Troisième raison : l'industrie américaine est en train de se restructurer. Chacun a en mémoire la fusion du numéro un et du numéro deux des entreprises aéronautiques américaines, c'est-à-dire de MCDonnell Douglas et de Boeing, nouveau groupe qui domine l'ensemble du marché mondial. Que peut faire la France ?
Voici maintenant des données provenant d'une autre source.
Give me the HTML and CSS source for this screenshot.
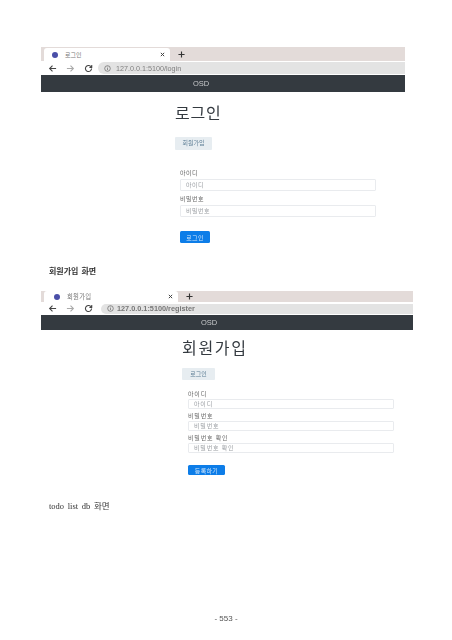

Je donne trois pistes de solutions qui n'ont rien à avoir avec la démagogie ou le court terme, mais qui veulent s'enraciner dans le moyen ou le long terme :

Premièrement, il est indispensable d'avoir une politique budgétaire qui conduise une politique monétaire stable. Si le premier ministre a lancé certaines réformes, en particulier en faveur de la protection sociale, c'est pour permettre à notre pays d'aborder l'étape de la monnaie unique en position de force, car, qui dit monnaie unique dit absence de fluctuations sur les marchés monétaires, donc possibilité d'exporter.

Deuxièmement, vous avez parlé du titre V. Ce titre doit être utilisé prioritairement pour favoriser la recherche en matière aéronautique. C'est ce que nous faisons et c'est ce que nous ferons.

Enfin – et je me permets d'insister sur cet aspect – il conviendra de réfléchir, avec les industriels de l'aéronautique, à la restructuration du secteur. En effet, face à certains regroupements, à certaines fusions qui ont lieu dans des pays concurrents, la France devra se donner les moyens d'y parvenir. Croyez bien que le ministère dont j'ai la charge ainsi que celui de mon collègue Bernard Pons mettront tout en oeuvre pour atteindre ces objectifs.